For our purposes, let's say you wanted $7,500 in monthly retirement income. You probably won't have to pay for that entirely out of pocket. Most people qualify for a Social Security benefit that will help cover at least some of their costs. The average retirement benefit as of February 2026 is $2,076 per month. If we subtract that amount, that gives you $5,424 in monthly retirement expenses that you'd have to pay on your own. Multiply that by 12, and you get just over $65,000 in annual expenses that Social Security doesn't cover.
The next step is to multiply this amount by 25. This gives you a retirement savings target of about $1.63 million. That's a pretty large sum, but many people manage to get there through investing and consistent retirement account contributions.

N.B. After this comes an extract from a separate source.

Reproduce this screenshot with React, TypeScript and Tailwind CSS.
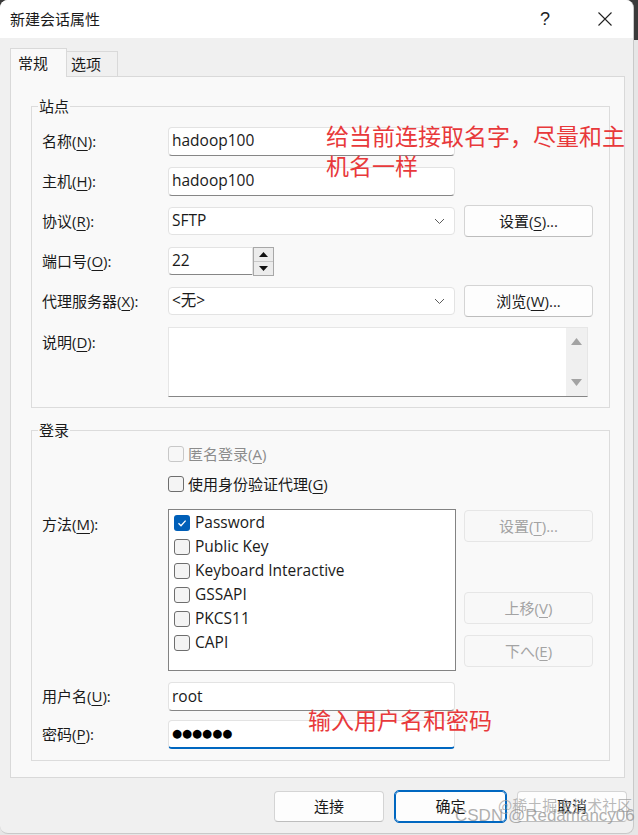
import React from "react";

const U = ({ c }: { c: string }) => (
  <span className="underline underline-offset-[3px] decoration-1">{c}</span>
);

const Chevron = () => (
  <svg width="11" height="7" viewBox="0 0 11 7" className="shrink-0">
    <path d="M1 1 L5.5 5.5 L10 1" fill="none" stroke="#5c5c5c" strokeWidth="1" />
  </svg>
);

const Check = ({ checked = false, disabled = false }: { checked?: boolean; disabled?: boolean }) =>
  checked ? (
    <span className="w-[16px] h-[16px] rounded-[3px] bg-[#005fb8] flex items-center justify-center shrink-0">
      <svg width="12" height="12" viewBox="0 0 12 12">
        <path d="M2.5 6.3 L5 8.7 L9.6 3.6" fill="none" stroke="white" strokeWidth="1.3" />
      </svg>
    </span>
  ) : (
    <span
      className={
        disabled
          ? "w-[16px] h-[16px] rounded-[3px] border border-[#c8c8c8] bg-[#f7f7f7] shrink-0"
          : "w-[16px] h-[16px] rounded-[3px] border border-[#6e6e6e] bg-[#f4f4f4] shrink-0"
      }
    />
  );

const Btn = ({ children, disabled = false, focus = false, w = "w-[129px]", h = "h-[32px]" }: { children: React.ReactNode; disabled?: boolean; focus?: boolean; w?: string; h?: string }) => (
  <div
    className={
      (disabled
        ? "border border-[#e6e6e6] bg-[#f8f8f8] text-[#a3a3a3] "
        : focus
        ? "border border-[#0067c0] outline outline-1 outline-[#0067c0] bg-[#fdfdfd] text-[#1a1a1a] "
        : "border border-[#d4d4d4] border-b-[#bdbdbd] bg-[#fdfdfd] text-[#1a1a1a] ") +
      w + " " + h +
      " rounded-[4px] flex items-center justify-center text-[15px] shrink-0"
    }
  >
    {children}
  </div>
);

const inputCls =
  "bg-white border border-[#e3e3e3] border-b-[#868686] rounded-[4px] flex items-center pl-[3px] text-[15.5px] text-[#1a1a1a]";

export default function App() {
  return (
    <div className="w-[638px] h-[835px] bg-[linear-gradient(to_bottom,#3a3a3a_0px,#3a3a3a_40px,#e6e6e6_40px)] font-['Open_Sans','Noto_Sans_CJK_SC',sans-serif] text-[#1a1a1a] relative overflow-hidden">
      <div className="w-[634px] h-[834px] rounded-[8px] overflow-hidden bg-[#f0f0f0] border-r border-b border-[#c9c9c9] flex flex-col">
        {/* title bar */}
        <div className="h-[38px] bg-white flex items-center shrink-0">
          <span className="ml-[10px] text-[15px] font-['Noto_Sans_CJK_SC',sans-serif]">新建会话属性</span>
          <span className="ml-auto mr-[48px] text-[18px] font-['Liberation_Sans',sans-serif] font-light text-[#222]">?</span>
          <svg width="14" height="14" viewBox="0 0 14 14" className="mr-[21px]">
            <path d="M0.5 0.5 L13.5 13.5 M13.5 0.5 L0.5 13.5" stroke="#222" strokeWidth="1.1" />
          </svg>
        </div>

        {/* tabs */}
        <div className="mt-[10px] ml-[10px] flex items-end h-[28px] shrink-0">
          <div className="relative z-10 w-[57px] h-[29px] -mb-[1px] bg-[#f9f9f9] border border-b-0 border-[#d9d9d9] flex items-center pl-[7px] text-[15px]">
            常规
          </div>
          <div className="w-[51px] h-[25px] bg-[#f0f0f0] border-t border-r border-[#d9d9d9] flex items-center pl-[4px] text-[15px]">
            选项
          </div>
        </div>

        {/* panel */}
        <div className="ml-[10px] w-[615px] h-[702px] bg-[#f9f9f9] border border-[#d9d9d9] shrink-0 pt-[19px]">
          {/* 站点 */}
          <fieldset className="ml-[20px] mr-[14px] border border-[#dcdcdc] pb-[10px]">
            <legend className="ml-[6px] px-[1px] text-[15px] leading-[20px]">站点</legend>
            <div className="mt-[5px] pl-[10px] flex flex-col">
              <div className="h-[40px] flex items-center">
                <span className="w-[126px] text-[15px]">名称(<U c="N" />):</span>
                <div className={inputCls + " w-[287px] h-[29px]"}>hadoop100</div>
              </div>
              <div className="h-[40px] flex items-center">
                <span className="w-[126px] text-[15px]">主机(<U c="H" />):</span>
                <div className={inputCls + " w-[287px] h-[29px]"}>hadoop100</div>
              </div>
              <div className="h-[40px] flex items-center">
                <span className="w-[126px] text-[15px]">协议(<U c="R" />):</span>
                <div className={inputCls + " w-[287px] h-[28px] border-b-[#e3e3e3] pr-[9px]"}>
                  <span>SFTP</span>
                  <span className="ml-auto"><Chevron /></span>
                </div>
                <div className="ml-[9px]">
                  <Btn>设置(<U c="S" />)...</Btn>
                </div>
              </div>
              <div className="h-[40px] flex items-center">
                <span className="w-[126px] text-[15px]">端口号(<U c="O" />):</span>
                <div className={inputCls + " w-[85px] h-[28px] rounded-r-none"}>22</div>
                <div className="w-[21px] h-[29px] border border-[#a8a8a8] bg-[#f0f0f0] flex flex-col">
                  <div className="flex-1 flex items-center justify-center border-b border-[#c8c8c8] bg-[#ececec]">
                    <svg width="9" height="5" viewBox="0 0 9 5"><path d="M0 5 L4.5 0 L9 5 Z" fill="#111" /></svg>
                  </div>
                  <div className="flex-1 flex items-center justify-center bg-[#ececec]">
                    <svg width="9" height="5" viewBox="0 0 9 5"><path d="M0 0 L4.5 5 L9 0 Z" fill="#111" /></svg>
                  </div>
                </div>
              </div>
              <div className="h-[40px] flex items-center">
                <span className="w-[126px] text-[15px]">代理服务器(<U c="X" />):</span>
                <div className={inputCls + " w-[287px] h-[28px] border-b-[#e3e3e3] pr-[9px]"}>
                  <span>&lt;无&gt;</span>
                  <span className="ml-auto"><Chevron /></span>
                </div>
                <div className="ml-[9px]">
                  <Btn>浏览(<U c="W" />)...</Btn>
                </div>
              </div>
              <div className="mt-[6px] flex items-start">
                <span className="w-[126px] text-[15px] pt-[4px]">说明(<U c="D" />):</span>
                <div className="w-[420px] h-[70px] bg-white border border-[#e6e6e6] border-b-[#868686] flex justify-end">
                  <div className="w-[21px] h-full bg-[#f0f0f0] flex flex-col items-center justify-between py-[10px]">
                    <svg width="11" height="7" viewBox="0 0 11 7"><path d="M0 7 L5.5 0 L11 7 Z" fill="#a3a3a3" /></svg>
                    <svg width="11" height="7" viewBox="0 0 11 7"><path d="M0 0 L5.5 7 L11 0 Z" fill="#a3a3a3" /></svg>
                  </div>
                </div>
              </div>
            </div>
          </fieldset>

          {/* 登录 */}
          <fieldset className="mt-[12px] ml-[20px] mr-[14px] border border-[#dcdcdc] pb-[11px]">
            <legend className="ml-[6px] px-[1px] text-[15px] leading-[20px]">登录</legend>
            <div className="pl-[10px] flex flex-col">
              <div className="mt-[2px] h-[24px] flex items-center pl-[126px] gap-[4px]">
                <Check disabled />
                <span className="text-[15px] text-[#8c8c8c]">匿名登录(<U c="A" />)</span>
              </div>
              <div className="mt-[6px] h-[24px] flex items-center pl-[126px] gap-[4px]">
                <Check />
                <span className="text-[15px]">使用身份验证代理(<U c="G" />)</span>
              </div>
              <div className="mt-[13px] flex items-start">
                <span className="w-[126px] text-[15px] pt-[4px]">方法(<U c="M" />):</span>
                <div className="w-[288px] h-[162px] bg-white border border-[#838383] pt-[1px] pl-[5px] flex flex-col">
                  {[
                    ["Password", true],
                    ["Public Key", false],
                    ["Keyboard Interactive", false],
                    ["GSSAPI", false],
                    ["PKCS11", false],
                    ["CAPI", false],
                  ].map(([t, c]) => (
                    <div key={t as string} className="h-[24px] flex items-center gap-[5px]">
                      <Check checked={c as boolean} />
                      <span className="text-[15.5px]">{t as string}</span>
                    </div>
                  ))}
                </div>
                <div className="ml-[8px] flex flex-col pt-[1px]">
                  <Btn disabled h="h-[32px]">设置(<U c="T" />)...</Btn>
                  <div className="mt-[50px]">
                    <Btn disabled>上移(<U c="V" />)</Btn>
                  </div>
                  <div className="mt-[11px]">
                    <Btn disabled>下へ(<U c="E" />)</Btn>
                  </div>
                </div>
              </div>
              <div className="mt-[11px] h-[29px] flex items-center">
                <span className="w-[126px] text-[15px]">用户名(<U c="U" />):</span>
                <div className={inputCls + " w-[287px] h-[29px]"}>root</div>
              </div>
              <div className="mt-[9px] h-[29px] flex items-center">
                <span className="w-[126px] text-[15px]">密码(<U c="P" />):</span>
                <div className="w-[287px] h-[29px] bg-white border border-[#e3e3e3] border-b-2 border-b-[#0067c0] rounded-[4px] flex items-center pl-[3px] text-[11.5px] tracking-[0px] font-['DejaVu_Sans',sans-serif] text-black">
                  ●●●●●●
                </div>
              </div>
            </div>
          </fieldset>
        </div>

        {/* bottom buttons */}
        <div className="mt-[13px] flex justify-end pr-[6px] gap-[11px]">
          <Btn w="w-[110px]" h="h-[31px]">连接</Btn>
          <Btn w="w-[111px]" h="h-[31px]" focus>确定</Btn>
          <Btn w="w-[110px]" h="h-[31px]">取消</Btn>
        </div>
      </div>

      {/* red annotations */}
      <div className="absolute left-[326px] top-[120px] text-[23px] leading-[30px] text-[#e8393b] font-['Noto_Sans_CJK_SC',sans-serif] w-[312px]">
        给当前连接取名字，尽量和主<br />机名一样
      </div>
      <div className="absolute left-[308px] top-[704px] text-[23px] leading-[30px] text-[#e8393b] font-['Noto_Sans_CJK_SC',sans-serif]">
        输入用户名和密码
      </div>

      {/* watermark */}
      <div className="absolute left-[498px] top-[795px] text-[15px] leading-[20px] text-[#9a9a9a]/70 font-['Noto_Sans_CJK_SC',sans-serif]">
        @稀土掘金技术社区
      </div>
      <div className="absolute left-[455px] top-[805px] text-[17px] leading-[22px] text-[#8c8c8c]/70 font-['Liberation_Sans',sans-serif]">
        CSDN @Redamancy06
      </div>
    </div>
  );
}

The above strategy for calculating your retirement savings target is designed to work with the 4% rule. This says that you can withdraw 4% of your savings in the first year of retirement. Then, you adjust this amount for inflation every year thereafter.
This is supposed to stretch your savings out over at least 30 years. However, it's not foolproof. That's why some people prefer to use a 3% or 3.5% withdrawal rate instead of a 4% withdrawal rate.
If you plan to do this, you'll need to save even more in order to retire with $7,500 per month in income. For example, if you plan to withdraw 3% of your savings in the first year of retirement, you'd need to save 33 times your estimated annual out-of-pocket expenses. That would give you a target of nearly $2.15 million.
Play around with a few scenarios until you find a number that feels workable for you. Then, do your best to make regular contributions and track your progress toward your goal as you go. If you notice you're falling behind, you may need to revise your original plan.